Find the lines that hold "React". Report only how many there are.

Pages as source code:
-- Begin --

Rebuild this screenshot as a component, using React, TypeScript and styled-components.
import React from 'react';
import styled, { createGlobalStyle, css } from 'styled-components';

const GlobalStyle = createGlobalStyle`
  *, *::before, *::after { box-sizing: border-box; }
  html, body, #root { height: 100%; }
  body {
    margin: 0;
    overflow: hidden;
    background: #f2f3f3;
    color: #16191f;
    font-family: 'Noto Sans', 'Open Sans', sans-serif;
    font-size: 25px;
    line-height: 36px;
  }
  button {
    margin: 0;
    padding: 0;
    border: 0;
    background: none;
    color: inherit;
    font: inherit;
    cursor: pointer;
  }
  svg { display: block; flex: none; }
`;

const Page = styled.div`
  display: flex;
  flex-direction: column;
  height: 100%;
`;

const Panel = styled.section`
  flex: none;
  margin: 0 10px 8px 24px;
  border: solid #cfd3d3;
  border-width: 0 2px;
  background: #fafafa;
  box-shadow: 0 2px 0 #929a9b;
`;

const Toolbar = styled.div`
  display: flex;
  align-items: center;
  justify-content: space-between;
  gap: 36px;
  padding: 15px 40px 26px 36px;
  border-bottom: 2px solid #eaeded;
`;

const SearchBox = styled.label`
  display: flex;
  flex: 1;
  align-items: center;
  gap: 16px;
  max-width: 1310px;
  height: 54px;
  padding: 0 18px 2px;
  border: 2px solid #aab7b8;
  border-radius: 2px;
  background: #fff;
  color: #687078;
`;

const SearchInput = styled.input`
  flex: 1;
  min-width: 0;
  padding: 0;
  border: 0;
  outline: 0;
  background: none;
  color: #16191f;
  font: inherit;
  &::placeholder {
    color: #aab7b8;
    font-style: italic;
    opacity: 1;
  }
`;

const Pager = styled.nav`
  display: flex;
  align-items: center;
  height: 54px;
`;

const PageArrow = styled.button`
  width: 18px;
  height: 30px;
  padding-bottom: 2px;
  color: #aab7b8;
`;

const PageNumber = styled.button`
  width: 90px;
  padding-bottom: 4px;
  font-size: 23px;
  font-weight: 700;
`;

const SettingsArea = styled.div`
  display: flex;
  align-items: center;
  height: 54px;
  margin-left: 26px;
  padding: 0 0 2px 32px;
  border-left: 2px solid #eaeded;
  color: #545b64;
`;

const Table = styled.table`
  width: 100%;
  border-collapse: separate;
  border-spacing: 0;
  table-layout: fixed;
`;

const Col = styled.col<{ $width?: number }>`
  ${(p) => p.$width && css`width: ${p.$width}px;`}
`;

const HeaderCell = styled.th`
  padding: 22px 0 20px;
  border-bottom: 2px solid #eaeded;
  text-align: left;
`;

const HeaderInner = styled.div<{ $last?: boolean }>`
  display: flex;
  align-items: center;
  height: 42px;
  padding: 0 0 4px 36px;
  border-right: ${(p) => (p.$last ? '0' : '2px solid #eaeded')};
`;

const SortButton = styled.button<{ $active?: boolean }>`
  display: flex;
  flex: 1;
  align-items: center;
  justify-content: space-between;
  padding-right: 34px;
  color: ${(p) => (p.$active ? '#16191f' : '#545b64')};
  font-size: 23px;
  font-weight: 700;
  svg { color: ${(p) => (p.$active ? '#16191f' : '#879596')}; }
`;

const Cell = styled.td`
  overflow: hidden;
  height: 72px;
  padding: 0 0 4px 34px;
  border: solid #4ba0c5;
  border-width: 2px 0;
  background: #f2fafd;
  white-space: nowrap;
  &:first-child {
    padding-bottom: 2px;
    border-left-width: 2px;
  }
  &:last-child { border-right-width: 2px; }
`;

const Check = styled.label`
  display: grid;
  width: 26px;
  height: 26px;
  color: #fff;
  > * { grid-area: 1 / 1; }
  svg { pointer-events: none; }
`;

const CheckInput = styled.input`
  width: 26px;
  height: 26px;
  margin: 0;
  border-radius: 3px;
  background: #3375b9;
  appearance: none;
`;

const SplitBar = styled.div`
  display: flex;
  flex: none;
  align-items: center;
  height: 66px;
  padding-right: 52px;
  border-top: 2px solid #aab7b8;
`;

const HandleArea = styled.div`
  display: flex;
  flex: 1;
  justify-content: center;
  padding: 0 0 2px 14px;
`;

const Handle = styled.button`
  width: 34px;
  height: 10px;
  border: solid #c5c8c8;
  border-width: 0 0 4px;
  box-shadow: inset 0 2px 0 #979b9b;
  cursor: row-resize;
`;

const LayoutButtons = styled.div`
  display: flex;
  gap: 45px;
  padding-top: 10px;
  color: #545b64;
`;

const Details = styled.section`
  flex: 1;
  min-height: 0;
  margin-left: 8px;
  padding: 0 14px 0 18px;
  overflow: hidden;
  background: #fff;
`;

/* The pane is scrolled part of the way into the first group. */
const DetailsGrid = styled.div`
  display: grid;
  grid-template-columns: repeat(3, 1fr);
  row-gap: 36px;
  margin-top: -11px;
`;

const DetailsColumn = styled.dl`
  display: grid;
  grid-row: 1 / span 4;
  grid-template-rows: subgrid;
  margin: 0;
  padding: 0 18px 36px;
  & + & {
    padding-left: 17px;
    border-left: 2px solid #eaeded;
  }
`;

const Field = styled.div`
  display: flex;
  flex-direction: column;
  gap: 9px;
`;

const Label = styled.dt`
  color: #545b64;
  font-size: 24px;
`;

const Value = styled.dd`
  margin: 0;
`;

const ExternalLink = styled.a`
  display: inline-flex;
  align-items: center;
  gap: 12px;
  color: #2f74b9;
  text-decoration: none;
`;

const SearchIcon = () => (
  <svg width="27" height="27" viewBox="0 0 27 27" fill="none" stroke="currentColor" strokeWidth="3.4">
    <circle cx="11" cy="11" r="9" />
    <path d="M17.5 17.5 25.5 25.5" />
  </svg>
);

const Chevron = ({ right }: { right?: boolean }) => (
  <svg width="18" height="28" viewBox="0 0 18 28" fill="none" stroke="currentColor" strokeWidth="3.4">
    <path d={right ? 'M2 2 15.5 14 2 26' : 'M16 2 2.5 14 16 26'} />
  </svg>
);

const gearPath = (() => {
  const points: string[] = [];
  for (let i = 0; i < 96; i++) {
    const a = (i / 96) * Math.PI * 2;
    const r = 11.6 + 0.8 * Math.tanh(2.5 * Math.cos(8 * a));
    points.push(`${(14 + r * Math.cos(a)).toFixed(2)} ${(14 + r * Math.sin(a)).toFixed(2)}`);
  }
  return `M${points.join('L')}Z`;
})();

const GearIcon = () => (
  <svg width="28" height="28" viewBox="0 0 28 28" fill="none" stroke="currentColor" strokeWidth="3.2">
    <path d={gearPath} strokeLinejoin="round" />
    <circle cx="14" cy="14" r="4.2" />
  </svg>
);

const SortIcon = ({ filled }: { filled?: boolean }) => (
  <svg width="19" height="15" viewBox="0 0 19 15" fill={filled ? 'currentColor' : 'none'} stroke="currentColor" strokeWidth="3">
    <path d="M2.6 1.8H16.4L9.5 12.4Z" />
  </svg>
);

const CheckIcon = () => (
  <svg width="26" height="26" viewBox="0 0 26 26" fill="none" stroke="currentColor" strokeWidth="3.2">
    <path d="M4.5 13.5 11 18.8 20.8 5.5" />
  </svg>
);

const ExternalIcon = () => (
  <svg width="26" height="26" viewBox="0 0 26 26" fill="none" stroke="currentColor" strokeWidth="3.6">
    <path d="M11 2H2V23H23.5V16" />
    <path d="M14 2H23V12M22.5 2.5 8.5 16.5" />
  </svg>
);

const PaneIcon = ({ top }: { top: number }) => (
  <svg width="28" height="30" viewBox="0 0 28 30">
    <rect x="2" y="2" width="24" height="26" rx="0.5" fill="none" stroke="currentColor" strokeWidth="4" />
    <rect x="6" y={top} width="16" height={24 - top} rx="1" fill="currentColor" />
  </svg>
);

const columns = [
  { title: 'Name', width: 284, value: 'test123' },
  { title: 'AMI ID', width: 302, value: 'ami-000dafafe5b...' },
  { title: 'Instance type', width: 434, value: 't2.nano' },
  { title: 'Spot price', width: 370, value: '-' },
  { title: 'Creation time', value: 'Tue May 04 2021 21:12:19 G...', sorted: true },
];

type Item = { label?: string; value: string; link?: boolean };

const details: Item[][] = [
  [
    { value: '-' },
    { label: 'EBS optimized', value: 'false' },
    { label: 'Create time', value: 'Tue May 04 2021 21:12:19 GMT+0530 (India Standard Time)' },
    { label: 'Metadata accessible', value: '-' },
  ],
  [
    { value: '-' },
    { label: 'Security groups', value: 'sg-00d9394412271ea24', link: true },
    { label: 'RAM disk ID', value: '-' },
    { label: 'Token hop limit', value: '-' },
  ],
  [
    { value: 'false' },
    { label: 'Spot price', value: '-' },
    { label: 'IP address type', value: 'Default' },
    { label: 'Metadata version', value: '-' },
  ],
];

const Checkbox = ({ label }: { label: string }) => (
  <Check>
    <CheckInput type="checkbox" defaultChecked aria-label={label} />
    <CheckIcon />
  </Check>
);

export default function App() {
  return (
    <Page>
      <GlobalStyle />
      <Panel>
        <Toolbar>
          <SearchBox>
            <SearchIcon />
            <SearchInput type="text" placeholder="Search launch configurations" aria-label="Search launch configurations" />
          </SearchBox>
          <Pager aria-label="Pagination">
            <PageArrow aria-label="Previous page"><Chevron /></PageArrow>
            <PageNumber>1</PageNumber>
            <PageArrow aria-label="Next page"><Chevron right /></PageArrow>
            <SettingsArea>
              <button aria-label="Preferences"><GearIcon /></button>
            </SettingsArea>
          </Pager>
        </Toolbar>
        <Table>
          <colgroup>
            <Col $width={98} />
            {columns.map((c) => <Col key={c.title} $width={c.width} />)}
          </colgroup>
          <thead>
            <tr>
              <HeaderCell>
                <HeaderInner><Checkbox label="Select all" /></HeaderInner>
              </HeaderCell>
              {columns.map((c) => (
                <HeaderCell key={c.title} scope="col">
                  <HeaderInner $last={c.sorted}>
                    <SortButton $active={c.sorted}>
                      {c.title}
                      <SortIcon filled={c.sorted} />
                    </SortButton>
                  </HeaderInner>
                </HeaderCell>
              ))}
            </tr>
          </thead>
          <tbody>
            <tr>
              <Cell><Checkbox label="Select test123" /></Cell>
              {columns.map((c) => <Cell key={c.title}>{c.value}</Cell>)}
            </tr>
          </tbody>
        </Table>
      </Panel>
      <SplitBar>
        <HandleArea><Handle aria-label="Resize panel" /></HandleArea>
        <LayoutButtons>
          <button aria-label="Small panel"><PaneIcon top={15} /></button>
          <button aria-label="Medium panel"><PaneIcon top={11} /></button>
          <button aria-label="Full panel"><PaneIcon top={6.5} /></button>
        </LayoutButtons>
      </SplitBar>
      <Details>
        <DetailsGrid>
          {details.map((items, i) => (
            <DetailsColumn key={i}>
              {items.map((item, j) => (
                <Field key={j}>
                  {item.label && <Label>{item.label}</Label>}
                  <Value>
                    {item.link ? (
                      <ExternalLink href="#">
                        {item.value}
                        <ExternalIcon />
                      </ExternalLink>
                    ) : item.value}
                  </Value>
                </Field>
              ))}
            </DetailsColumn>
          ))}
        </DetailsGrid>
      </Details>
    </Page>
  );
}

-- End --
-- Begin --

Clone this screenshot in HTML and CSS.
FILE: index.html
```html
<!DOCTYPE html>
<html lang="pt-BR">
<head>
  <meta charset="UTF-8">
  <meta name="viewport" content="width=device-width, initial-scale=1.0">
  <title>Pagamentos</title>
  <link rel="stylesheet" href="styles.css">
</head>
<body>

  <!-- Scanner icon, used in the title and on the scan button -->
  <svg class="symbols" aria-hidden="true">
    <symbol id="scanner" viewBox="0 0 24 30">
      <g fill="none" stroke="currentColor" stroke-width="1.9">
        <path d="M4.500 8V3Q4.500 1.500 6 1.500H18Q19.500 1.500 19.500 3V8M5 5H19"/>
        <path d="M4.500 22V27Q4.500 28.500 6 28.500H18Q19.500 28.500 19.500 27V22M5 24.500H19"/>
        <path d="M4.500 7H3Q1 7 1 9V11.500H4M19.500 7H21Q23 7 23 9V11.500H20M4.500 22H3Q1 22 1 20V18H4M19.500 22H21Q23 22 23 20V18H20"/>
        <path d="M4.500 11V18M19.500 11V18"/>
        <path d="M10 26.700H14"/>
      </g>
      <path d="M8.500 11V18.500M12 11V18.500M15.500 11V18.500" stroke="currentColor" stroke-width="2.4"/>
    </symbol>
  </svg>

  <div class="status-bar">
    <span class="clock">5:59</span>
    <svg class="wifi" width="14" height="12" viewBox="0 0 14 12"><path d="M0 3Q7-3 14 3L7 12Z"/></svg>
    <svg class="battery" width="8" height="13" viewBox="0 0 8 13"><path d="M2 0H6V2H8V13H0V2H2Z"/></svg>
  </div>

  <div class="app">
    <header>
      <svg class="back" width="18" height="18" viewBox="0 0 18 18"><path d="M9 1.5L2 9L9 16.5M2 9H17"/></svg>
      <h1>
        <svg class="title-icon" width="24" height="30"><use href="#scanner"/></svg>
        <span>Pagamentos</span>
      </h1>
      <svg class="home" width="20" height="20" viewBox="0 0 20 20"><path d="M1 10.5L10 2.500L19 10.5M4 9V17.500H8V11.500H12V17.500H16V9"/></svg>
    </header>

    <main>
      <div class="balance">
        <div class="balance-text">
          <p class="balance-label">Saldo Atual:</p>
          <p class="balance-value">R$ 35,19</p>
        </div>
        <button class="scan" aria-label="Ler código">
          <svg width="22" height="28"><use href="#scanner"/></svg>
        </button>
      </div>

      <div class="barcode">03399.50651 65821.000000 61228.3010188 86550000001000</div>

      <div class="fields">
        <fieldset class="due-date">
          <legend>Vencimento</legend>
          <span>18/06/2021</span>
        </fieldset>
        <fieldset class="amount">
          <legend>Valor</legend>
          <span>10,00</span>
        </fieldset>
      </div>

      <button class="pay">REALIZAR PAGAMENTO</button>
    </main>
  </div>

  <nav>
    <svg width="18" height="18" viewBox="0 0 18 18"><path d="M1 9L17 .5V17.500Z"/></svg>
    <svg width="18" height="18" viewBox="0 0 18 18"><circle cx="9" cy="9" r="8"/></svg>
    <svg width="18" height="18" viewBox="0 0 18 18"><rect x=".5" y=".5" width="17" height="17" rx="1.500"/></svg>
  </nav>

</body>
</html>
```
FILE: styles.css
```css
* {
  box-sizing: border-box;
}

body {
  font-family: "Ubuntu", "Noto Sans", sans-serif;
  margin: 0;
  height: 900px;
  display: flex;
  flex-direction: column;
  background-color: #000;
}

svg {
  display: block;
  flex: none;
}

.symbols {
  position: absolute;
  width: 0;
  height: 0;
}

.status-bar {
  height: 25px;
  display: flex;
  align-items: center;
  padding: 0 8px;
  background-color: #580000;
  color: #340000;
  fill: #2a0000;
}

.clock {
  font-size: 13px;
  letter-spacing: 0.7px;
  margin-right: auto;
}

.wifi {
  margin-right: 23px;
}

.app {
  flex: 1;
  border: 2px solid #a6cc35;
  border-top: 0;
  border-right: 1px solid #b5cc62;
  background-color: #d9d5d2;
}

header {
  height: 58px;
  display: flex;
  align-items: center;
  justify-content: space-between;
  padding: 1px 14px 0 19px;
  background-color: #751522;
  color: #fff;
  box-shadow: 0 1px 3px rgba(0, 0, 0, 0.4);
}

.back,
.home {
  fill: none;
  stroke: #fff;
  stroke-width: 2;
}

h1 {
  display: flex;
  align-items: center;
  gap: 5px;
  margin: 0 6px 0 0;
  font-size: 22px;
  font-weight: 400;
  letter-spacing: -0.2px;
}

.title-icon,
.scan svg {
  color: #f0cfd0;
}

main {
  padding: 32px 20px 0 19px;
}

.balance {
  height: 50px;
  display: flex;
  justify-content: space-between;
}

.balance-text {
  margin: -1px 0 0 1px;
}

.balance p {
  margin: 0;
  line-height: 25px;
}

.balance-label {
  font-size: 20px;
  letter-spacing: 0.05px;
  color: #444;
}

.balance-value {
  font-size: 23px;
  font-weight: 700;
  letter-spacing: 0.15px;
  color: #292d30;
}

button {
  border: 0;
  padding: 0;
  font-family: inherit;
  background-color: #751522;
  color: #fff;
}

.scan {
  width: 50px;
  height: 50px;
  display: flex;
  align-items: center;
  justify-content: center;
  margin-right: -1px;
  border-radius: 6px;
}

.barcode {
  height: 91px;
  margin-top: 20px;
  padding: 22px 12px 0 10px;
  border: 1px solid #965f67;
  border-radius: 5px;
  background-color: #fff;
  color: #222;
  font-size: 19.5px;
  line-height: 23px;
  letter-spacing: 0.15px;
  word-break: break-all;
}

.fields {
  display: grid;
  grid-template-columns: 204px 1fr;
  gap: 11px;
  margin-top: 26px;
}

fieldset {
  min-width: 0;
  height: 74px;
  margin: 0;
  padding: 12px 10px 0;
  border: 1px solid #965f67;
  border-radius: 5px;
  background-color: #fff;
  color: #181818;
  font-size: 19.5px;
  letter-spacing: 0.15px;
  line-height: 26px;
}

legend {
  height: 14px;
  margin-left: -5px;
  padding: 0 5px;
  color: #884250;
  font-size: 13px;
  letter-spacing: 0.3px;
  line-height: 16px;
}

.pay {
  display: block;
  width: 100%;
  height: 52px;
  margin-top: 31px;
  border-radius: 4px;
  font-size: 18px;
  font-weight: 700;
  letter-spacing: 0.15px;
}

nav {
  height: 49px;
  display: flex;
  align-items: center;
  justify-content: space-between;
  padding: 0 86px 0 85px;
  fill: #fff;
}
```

-- End --

§ **PROBLEM SOLUTION**: 2